Packet-based networking protocols, such as Internet protocol (IP), commonly include sequence numbers within the packets. Sequence numbers are used to by the receiving side to reassemble received packets into the correct order and which make it possible for the receiving side to detect and request retransmission of dropped packets. A flow of related packets is herein referred to as a session. Example sessions include data transmissions, such as a file transfer, downloading of multimedia, such as a streaming video, two-way communication using voice over IP (VoIP), and so on. Each session may have its own distinct sequence of numbers. A group of flows or sessions is herein referred to as a stream.
Some types of network testing equipment test a network or test particular nodes on the network by generating network traffic, i.e., packets, sending the generated traffic to the device under test (DUT), receiving packets from the DUT, and analyzing the results to determine, for example, the DUT's latency, throughput, ability to handle malformed packets, and so on. It is desirable for network test equipment to be able to emulate traffic from many different sources and many different sessions simultaneously. This requires the ability to generate and maintain separate sequence numbers for each of the various sources and sessions being emulated. A conventional approach to maintaining separate sequence numbers is to store current values of a particular sequence number in memory, e.g., using a variable in software. This approach is illustrated in FIG. 1.

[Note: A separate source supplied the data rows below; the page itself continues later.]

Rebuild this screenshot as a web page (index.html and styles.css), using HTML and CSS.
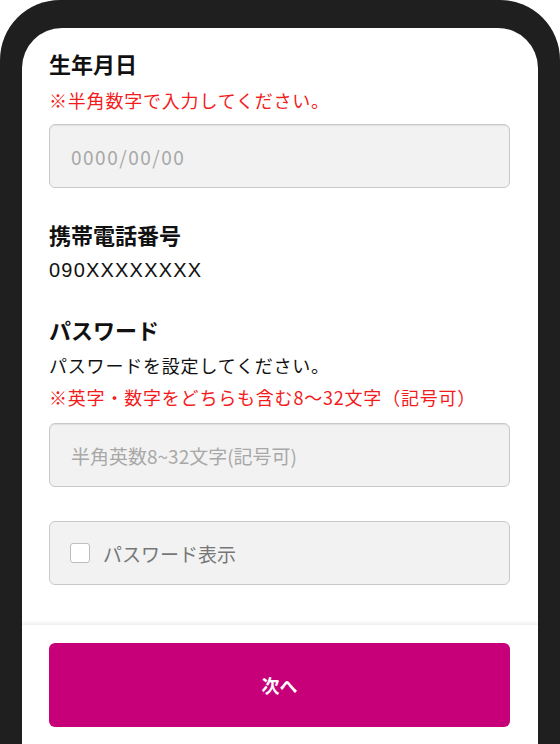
FILE: index.html
```html
<!DOCTYPE html>
<html lang="ja">
<head>
  <meta charset="UTF-8" />
  <meta name="viewport" content="width=device-width, initial-scale=1" />
  <title>会員登録 - 入力</title>
  <link rel="stylesheet" href="styles.css">
</head>
<body>
  <div class="phone">
    <div class="screen">
      <main class="form" role="main">
        <section class="field field-birth">
          <h2 class="field-label">生年月日</h2>
          <p class="note">※半角数字で入力してください。</p>
          <div class="text-input">
            <input type="text" placeholder="0000/00/00" aria-label="生年月日">
          </div>
        </section>

        <section class="field field-tel">
          <h2 class="field-label">携帯電話番号</h2>
          <p class="value">090XXXXXXXX</p>
        </section>

        <section class="field field-pass">
          <h2 class="field-label">パスワード</h2>
          <p class="desc">パスワードを設定してください。</p>
          <p class="note">※英字・数字をどちらも含む8〜32文字（記号可）</p>
          <div class="text-input">
            <input type="password" placeholder="半角英数8~32文字(記号可)" aria-label="パスワード">
          </div>
          <label class="check-box">
            <span class="check-mark"></span>
            <span class="check-text">パスワード表示</span>
          </label>
        </section>
      </main>

      <footer class="footer">
        <button class="next-btn" type="button">次へ</button>
      </footer>
    </div>
  </div>
</body>
</html>
```

FILE: styles.css
```css
:root {
  --frame-color: #1f1f1f;
  --text-color: #111;
  --note-color: #f31c1c;
  --input-bg: #f2f2f2;
  --input-border: #c9c9c9;
  --placeholder: #a8a8a8;
  --primary: #c7007a;
  --radius: 6px;
  --font-family: "Noto Sans CJK JP", "Noto Sans", sans-serif;
}
* {
  box-sizing: border-box;
}
body {
  margin: 0;
  background: #fff;
  font-family: var(--font-family);
  color: var(--text-color);
}
.phone {
  background: var(--frame-color);
  border-radius: 60px 60px 0 0;
  padding: 28px 22px 0;
  height: 744px;
  overflow: hidden;
}
.screen {
  background: #fff;
  border-radius: 40px 40px 0 0;
  height: 100%;
  display: flex;
  flex-direction: column;
}
.form {
  flex: 1;
  padding: 20px 28px 0 27px;
}
.field-label {
  margin: 0;
  font-size: 22px;
  font-weight: 700;
  line-height: 30px;
}
.note,
.desc,
.value {
  margin: 0;
  line-height: 30px;
}
.note,
.desc {
  font-size: 18px;
  letter-spacing: 0.8px;
}
.note {
  color: var(--note-color);
}
.value {
  font-family: "Liberation Sans", sans-serif;
  font-size: 20px;
  letter-spacing: 1.2px;
}
.field-birth .note {
  margin-top: 7px;
}
.field-birth .text-input {
  margin-top: 9px;
}
.field-tel {
  margin-top: 31px;
}
.field-tel .value {
  margin-top: 6px;
}
.field-pass {
  margin-top: 29px;
}
.field-pass .desc {
  margin-top: 6px;
}
.field-pass .note {
  margin-top: 2px;
}
.field-pass .text-input {
  margin-top: 11px;
}
.text-input input {
  display: block;
  width: 100%;
  height: 64px;
  padding: 0 21px;
  border: 1px solid var(--input-border);
  border-radius: var(--radius);
  background: var(--input-bg);
  box-shadow: inset 0 1px 1px rgba(0,0,0,0.08);
  font-family: var(--font-family);
  font-size: 19px;
  color: var(--text-color);
  outline: none;
}
.field-birth input {
  letter-spacing: 1.5px;
}
.text-input input::placeholder {
  color: var(--placeholder);
}
.check-box {
  margin-top: 34px;
  height: 64px;
  display: flex;
  align-items: center;
  gap: 13px;
  padding: 0 20px;
  border: 1px solid var(--input-border);
  border-radius: var(--radius);
  background: var(--input-bg);
  cursor: pointer;
}
.check-mark {
  width: 20px;
  height: 20px;
  border: 1px solid #bdbdbd;
  border-radius: 3px;
  background: #fff;
  flex-shrink: 0;
}
.check-text {
  font-size: 19px;
  color: #777;
}
.footer {
  background: #fff;
  box-shadow: 0 -2px 4px rgba(0,0,0,0.08);
  padding: 18px 28px 17px 27px;
}
.next-btn {
  display: block;
  width: 100%;
  height: 84px;
  border: none;
  border-radius: var(--radius);
  background: var(--primary);
  color: #fff;
  font-family: var(--font-family);
  font-size: 18px;
  font-weight: 700;
  cursor: pointer;
}
```
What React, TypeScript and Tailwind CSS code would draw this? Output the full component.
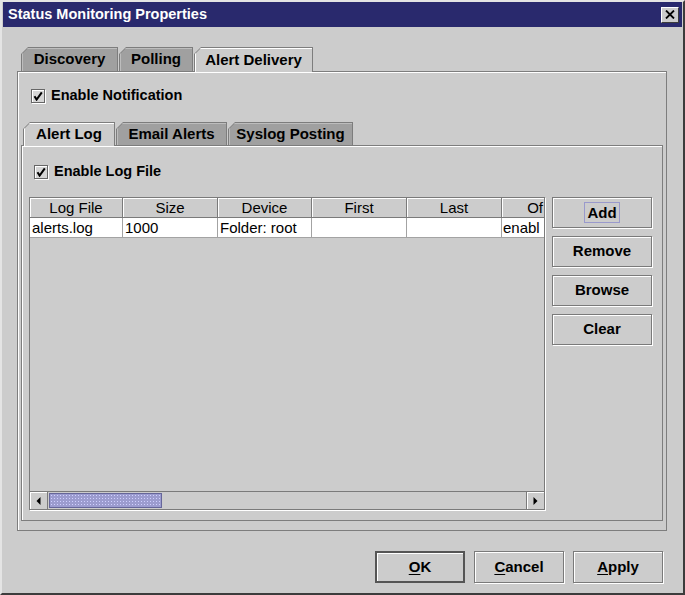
import type { ReactNode } from 'react'

const COLS = [
  { label: 'Log File', w: 'w-[93px]', value: 'alerts.log', head: 'justify-center' },
  { label: 'Size', w: 'w-[95px]', value: '1000', head: 'justify-center' },
  { label: 'Device', w: 'w-[94px]', value: 'Folder: root', head: 'justify-center' },
  { label: 'First', w: 'w-[95px]', value: '', head: 'justify-center' },
  { label: 'Last', w: 'w-[95px]', value: '', head: 'justify-center' },
  { label: 'Of', w: 'w-[42px]', value: 'enabl', head: 'justify-end pr-[1px]' },
]

function Tab(props: { label: string; width: string; selected?: boolean; height: string }) {
  return (
    <div
      className={`${props.width} ${props.height} ${props.selected ? 'relative z-10' : ''} shrink-0 bg-[#7d7d7d] px-px pt-px [clip-path:polygon(7px_0,100%_0,100%_100%,0_100%,0_7px)]`}
    >
      <div
        className={`flex h-full items-center justify-center text-[15px] font-bold [clip-path:polygon(6px_0,100%_0,100%_100%,0_100%,0_6px)] ${
          props.selected ? 'bg-[#cccccc] shadow-[inset_1px_1px_0_#ffffff]' : 'bg-[#a0a0a0] shadow-[inset_1px_1px_0_#bdbdbd]'
        }`}
      >
        {props.label}
      </div>
    </div>
  )
}

function CheckBox() {
  return (
    <span className="flex h-[14px] w-[14px] shrink-0 items-center justify-center border border-[#666666] bg-[#d6d6d6] shadow-[1px_1px_0_#ffffff,inset_1px_1px_0_#ffffff]">
      <svg width="10" height="10" viewBox="0 0 10 10">
        <path d="M1.5 5.2 L3.6 8.6 L8.8 1.4" stroke="#000" strokeWidth="2" fill="none" />
      </svg>
    </span>
  )
}

function Btn(props: { children: ReactNode; className: string; primary?: boolean }) {
  return (
    <button
      type="button"
      className={`flex items-center justify-center bg-[#cccccc] text-[15px] font-bold text-black ${
        props.primary
          ? 'border-2 border-[#555555] shadow-[inset_1px_1px_0_#ffffff]'
          : 'border border-[#7a7a7a] shadow-[inset_1px_1px_0_#ffffff,1px_1px_0_#ffffff]'
      } ${props.className}`}
    >
      {props.children}
    </button>
  )
}

function Arrow(props: { dir: 'left' | 'right' }) {
  return (
    <div className="flex h-full w-[18px] shrink-0 items-center justify-center border-r border-[#7a7a7a] bg-[#cccccc] shadow-[inset_1px_1px_0_#ffffff] last:border-r-0 last:border-l">
      <svg width="5" height="8" viewBox="0 0 5 8">
        {props.dir === 'left' ? <path d="M4.5 0 L0.5 4 L4.5 8 Z" fill="#000" /> : <path d="M0.5 0 L4.5 4 L0.5 8 Z" fill="#000" />}
      </svg>
    </div>
  )
}

export default function App() {
  return (
    <div className="h-[595px] w-[685px] overflow-hidden bg-[#cccccc] font-['Liberation_Sans',Arial,Helvetica,sans-serif] text-black">
      <div className="flex h-full flex-col border-2 border-t-[#e4e4e4] border-l-[#e4e4e4] border-r-[#3c3c3c] border-b-[#3c3c3c] px-px">
        {/* title bar */}
        <div className="flex h-[25px] shrink-0 items-center justify-between bg-[#29296d] pl-[5px] pr-[3px]">
          <span className="text-[14.5px] font-bold leading-none text-white">Status Monitoring Properties</span>
          <div className="flex h-[16px] w-[18px] items-center justify-center border border-t-white border-l-white border-r-[#3c3c3c] border-b-[#3c3c3c] bg-[#cccccc]">
            <svg width="10" height="9" viewBox="0 0 10 9">
              <path d="M1 0.5 L9 8.5 M9 0.5 L1 8.5" stroke="#000" strokeWidth="1.8" />
            </svg>
          </div>
        </div>

        {/* outer tabs */}
        <div className="ml-[14px] mt-[20px] flex w-[650px] flex-col">
          <div className="relative z-10 -mb-px flex h-[25px] items-start gap-px pl-[4px]">
            <Tab label="Discovery" width="w-[97px]" height="h-[24px]" />
            <Tab label="Polling" width="w-[74px]" height="h-[24px]" />
            <Tab label="Alert Delivery" width="w-[119px]" height="h-[25px]" selected />
          </div>

          <div className="flex h-[460px] flex-col border border-[#7d7d7d] shadow-[inset_1px_1px_0_#ffffff]">
            <div className="mt-[16px] flex h-[16px] items-center gap-[6px] pl-[13px]">
              <CheckBox />
              <span className="text-[14.5px] font-bold">Enable Notification</span>
            </div>

            {/* inner tabs */}
            <div className="mx-[3px] mt-[18px] flex flex-col">
              <div className="relative z-10 -mb-px flex h-[24px] items-start gap-px pl-[2px]">
                <Tab label="Alert Log" width="w-[92px]" height="h-[24px]" selected />
                <Tab label="Email Alerts" width="w-[111px]" height="h-[23px]" />
                <Tab label="Syslog Posting" width="w-[125px]" height="h-[23px]" />
              </div>

              <div className="flex h-[376px] flex-col border border-[#7d7d7d] shadow-[inset_1px_1px_0_#ffffff]">
                <div className="mt-[18px] flex h-[16px] items-center gap-[6px] pl-[12px]">
                  <CheckBox />
                  <span className="text-[14.5px] font-bold">Enable Log File</span>
                </div>

                <div className="mt-[17px] flex gap-[7px] pl-[7px]">
                  {/* table */}
                  <div className="flex h-[313px] w-[516px] flex-col overflow-hidden border border-[#7a7a7a] bg-[#cccccc] shadow-[1px_1px_0_#ffffff]">
                    <div className="flex h-[20px] shrink-0">
                      {COLS.map((c) => (
                        <div
                          key={c.label}
                          className={`${c.w} ${c.head} flex shrink-0 items-center overflow-hidden whitespace-nowrap border-r border-b border-[#7a7a7a] bg-[#cccccc] text-[15px] leading-none shadow-[inset_1px_1px_0_#ffffff] last:border-r-0`}
                        >
                          {c.label}
                        </div>
                      ))}
                    </div>
                    <div className="flex h-[20px] shrink-0">
                      {COLS.map((c) => (
                        <div
                          key={c.label}
                          className={`${c.w} flex shrink-0 items-center overflow-hidden whitespace-nowrap border-r border-b border-[#a3a3a3] bg-white pl-[2px] text-[15px] leading-none last:border-r-0 last:pl-px`}
                        >
                          {c.value}
                        </div>
                      ))}
                    </div>
                    <div className="flex-1" />
                    {/* horizontal scrollbar */}
                    <div className="flex h-[18px] shrink-0 border-t border-[#7a7a7a] bg-[#cccccc]">
                      <Arrow dir="left" />
                      <div className="flex flex-1 items-stretch py-px pl-px">
                        <div className="w-[113px] border border-[#66669a] bg-[#9c9ccf] bg-[radial-gradient(#d0d0ff_0.7px,transparent_0.9px)] [background-size:3px_3px]" />
                      </div>
                      <Arrow dir="right" />
                    </div>
                  </div>

                  {/* side buttons */}
                  <div className="flex w-[100px] flex-col gap-[8px]">
                    <Btn className="h-[31px] w-[100px]">
                      <span className="border border-[#9999cc] px-[2px] leading-[19px]">Add</span>
                    </Btn>
                    <Btn className="h-[31px] w-[100px]">Remove</Btn>
                    <Btn className="h-[31px] w-[100px]">Browse</Btn>
                    <Btn className="h-[31px] w-[100px]">Clear</Btn>
                  </div>
                </div>
              </div>
            </div>
          </div>
        </div>

        {/* bottom buttons */}
        <div className="mt-[20px] flex justify-end gap-[9px] pr-[19px]">
          <Btn className="h-[32px] w-[90px]" primary>
            <span>
              <span className="underline underline-offset-2">O</span>K
            </span>
          </Btn>
          <Btn className="h-[32px] w-[90px]">
            <span>
              <span className="underline underline-offset-2">C</span>ancel
            </span>
          </Btn>
          <Btn className="h-[32px] w-[90px]">
            <span>
              <span className="underline underline-offset-2">A</span>pply
            </span>
          </Btn>
        </div>
      </div>
    </div>
  )
}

FIG. 1 is a flow chart showing a conventional method of generating sequence numbers by using variables that are stored in memory. At step 100, memory is allocated for a variable used to store the next sequence value. In the embodiment illustrated in FIG. 1, the variable is named “SEQ”. For example, a location in DRAM memory might be reserved to store this variable. At step 102, the variable named SEQ is initialized, e.g., SEQ is set to a starting value. This involves writing this value to the memory location that has been allocated for storing SEQ. The process then moves to step 104, which waits until the value of SEQ is needed. For example, during traffic generation, when the test equipment generates the next packet in the session, the process goes to step 106, in which the memory location is read to get the current value of SEQ, and then to step 108, where the current value of SEQ is inserted into or included in the header of the packet being generated. The completed packet is eventually sent out, i.e., transmitted to its intended destination over the network.
At step 110, the value of SEQ is incremented and stored, which means that the updated value of SEQ is written to the memory location allocated for storing SEQ, and the flow chart returns to step 104, where it waits for the next time that SEQ is needed. The read-modify-write operation described in steps 106, 108, and 110 must be performed every time the variable SEQ is used and incremented. Although this may not seem like a significant amount of overhead, the cumulative performance cost of this overhead increases with the number of packets generated by the test equipment per unit time. For test equipment that generates a large rate of traffic, particularly where the test equipment emulates large numbers of sources and/or sessions, this overhead becomes burdensome and may even cause a system bottleneck that constrains the overall performance of the test equipment itself.
Another conventional method is to use a counter output as the source for sequence numbers, where each packet contains a sequence number that is equal to the next counter value. This method has the disadvantage that only simple sequences may be generated. Such systems are not flexible enough to generate complex or arbitrary sequences. A further disadvantage to the conventional systems described above is that each uses only one method, e.g., simple counter systems do not perform read-modify-write operations and vice-versa.
Accordingly, in light of these disadvantages associated with conventional approaches to generating sequence numbers, there exists a need for data generation with low-overhead, selectable, and flexible sequence number generation.